Because here, the art of dancing has been bastardized, customized to cater to our need for human contact. As a tool of concealment, people make use of dance without understanding why they move their hands and feet around, except that it provides them with a reason to be away from their troubles outside. In effect problems are relegated to oblivion, if only for a moment. Maybe I am only talking about myself. Or maybe I only think too much.

After all, the allure of escaping is too sweet to resist. So I might as well give in. The rhythm kicks in and soon I am swinging my arms and shouting like an angry banshee. My feet start to trace an invicible pattern on the floor and my hips begin to grind to the tune of George Michael’s Fast Love. I feel the shots of tequila I had earlier start to take effect. My sorrows catch up with me, and I begin to have delusions about him.

I start to think back to a night that never happened, when I revealed to him how I loved him, and how he loved me back as we danced to a song whose title I now cannot recall.
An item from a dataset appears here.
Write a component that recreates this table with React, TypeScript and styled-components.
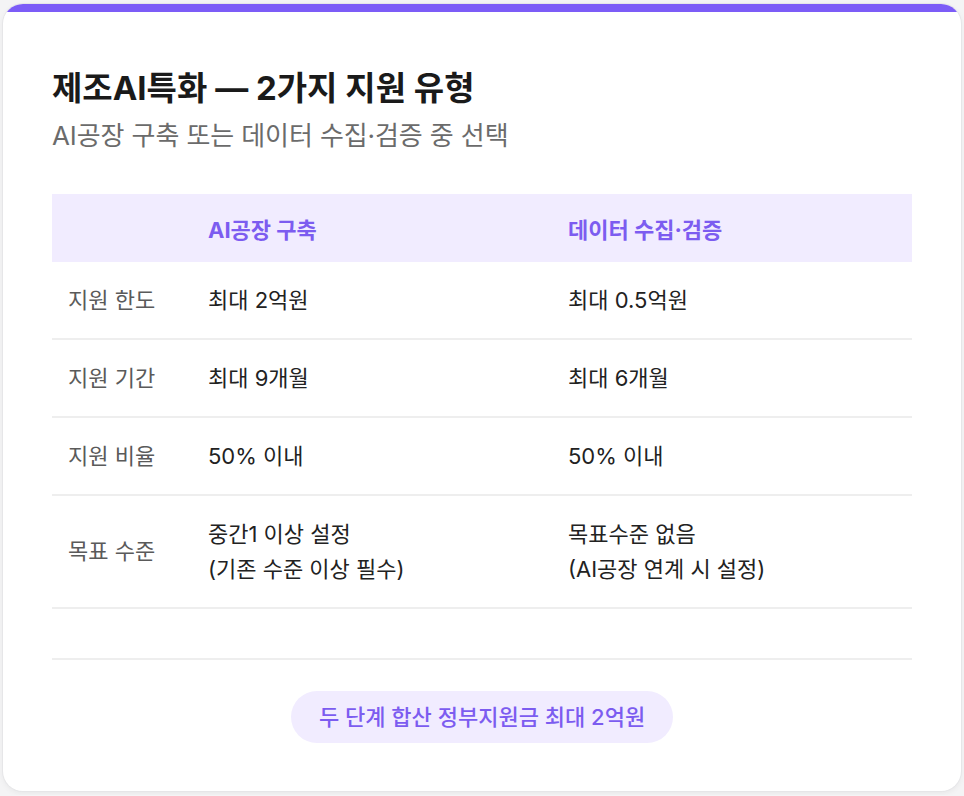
import React from 'react';
import styled, { createGlobalStyle } from 'styled-components';

const GlobalStyle = createGlobalStyle`
	html, body {
		margin: 0;
		padding: 0;
		background: #f4f4f5;
	}
	body {
		font-family: Inter, "Noto Sans CJK KR", sans-serif;
		color: #1f1f1f;
	}
`;

const Card = styled.div`
	margin: 4px 3px;
	background: #ffffff;
	border-radius: 20px;
	overflow: hidden;
	box-shadow: 0 0 0 1px #e6e6e8, 0 2px 6px rgba(0, 0, 0, 0.06);
`;

const TopBar = styled.div`
	height: 8px;
	background: #7c5cf7;
`;

const Body = styled.div`
	padding: 54px 49px 48px 49px;
`;

const Title = styled.h2`
	margin: 0;
	font-size: 33px;
	font-weight: 700;
	line-height: 44px;
	color: #1a1a1a;
`;

const Subtitle = styled.p`
	margin: 8px 0 0;
	font-size: 26px;
	line-height: 36px;
	color: #6b6b6b;
	letter-spacing: -0.1px;
`;

const Table = styled.table`
	width: 100%;
	margin-top: 40px;
	border-collapse: collapse;
	table-layout: fixed;
`;

const HeadRow = styled.tr`
	background: #f1ecff;
`;

const HeadCell = styled.th`
	height: 68px;
	padding: 0 16px;
	text-align: left;
	font-size: 22px;
	font-weight: 700;
	color: #7c5cf0;
`;

const Row = styled.tr`
	border-bottom: 2px solid #eeeeee;
`;

const Cell = styled.td<{ $label?: boolean }>`
	padding: 20.5px 16px;
	font-size: 22px;
	line-height: 35px;
	vertical-align: middle;
	color: ${p => (p.$label ? '#5a5a5a' : '#222222')};
`;

const Footer = styled.div`
	margin-top: 49px;
	border-top: 2px solid #eeeeee;
	padding-top: 31px;
	display: flex;
	justify-content: center;
`;

const Pill = styled.div`
	background: #f1ecff;
	color: #7c5cf0;
	font-size: 22px;
	font-weight: 500;
	line-height: 28px;
	padding: 12px 28px;
	border-radius: 26px;
`;

interface SupportRow {
	label: string;
	factory: string[];
	data: string[];
}

const rows: SupportRow[] = [
	{ label: '지원 한도', factory: ['최대 2억원'], data: ['최대 0.5억원'] },
	{ label: '지원 기간', factory: ['최대 9개월'], data: ['최대 6개월'] },
	{ label: '지원 비율', factory: ['50% 이내'], data: ['50% 이내'] },
	{
		label: '목표 수준',
		factory: ['중간1 이상 설정', '(기존 수준 이상 필수)'],
		data: ['목표수준 없음', '(AI공장 연계 시 설정)'],
	},
];

const Lines: React.FC<{ lines: string[] }> = ({ lines }) => (
	<>
		{lines.map((line, i) => (
			<div key={i}>{line}</div>
		))}
	</>
);

export default function App() {
	return (
		<>
			<GlobalStyle />
			<Card>
				<TopBar />
				<Body>
					<Title>제조AI특화 — 2가지 지원 유형</Title>
					<Subtitle>AI공장 구축 또는 데이터 수집·검증 중 선택</Subtitle>
					<Table>
						<colgroup>
							<col style={{ width: 140 }} />
							<col />
							<col />
						</colgroup>
						<thead>
							<HeadRow>
								<HeadCell />
								<HeadCell>AI공장 구축</HeadCell>
								<HeadCell>데이터 수집·검증</HeadCell>
							</HeadRow>
						</thead>
						<tbody>
							{rows.map(row => (
								<Row key={row.label}>
									<Cell $label>{row.label}</Cell>
									<Cell>
										<Lines lines={row.factory} />
									</Cell>
									<Cell>
										<Lines lines={row.data} />
									</Cell>
								</Row>
							))}
						</tbody>
					</Table>
					<Footer>
						<Pill>두 단계 합산 정부지원금 최대 2억원</Pill>
					</Footer>
				</Body>
			</Card>
		</>
	);
}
Tonight, however, I dance alone. The crowd goes wild when the jock plays an REM staple. In unison, the audience croons the lyrics in a mangled tune “Losing my religion..trying to keep an eye on you..and I don’t know if I could do it..” I lose myself in the song trying to erase his images from my mind. Everyone seems to be having a good time, so why can’t I? But he haunts me like a phantom, and a part of me aches for his presence. This place reeks of pure, unabashed hedonism but in the middle of the dance floor and surrounded by people, I have never felt so alone.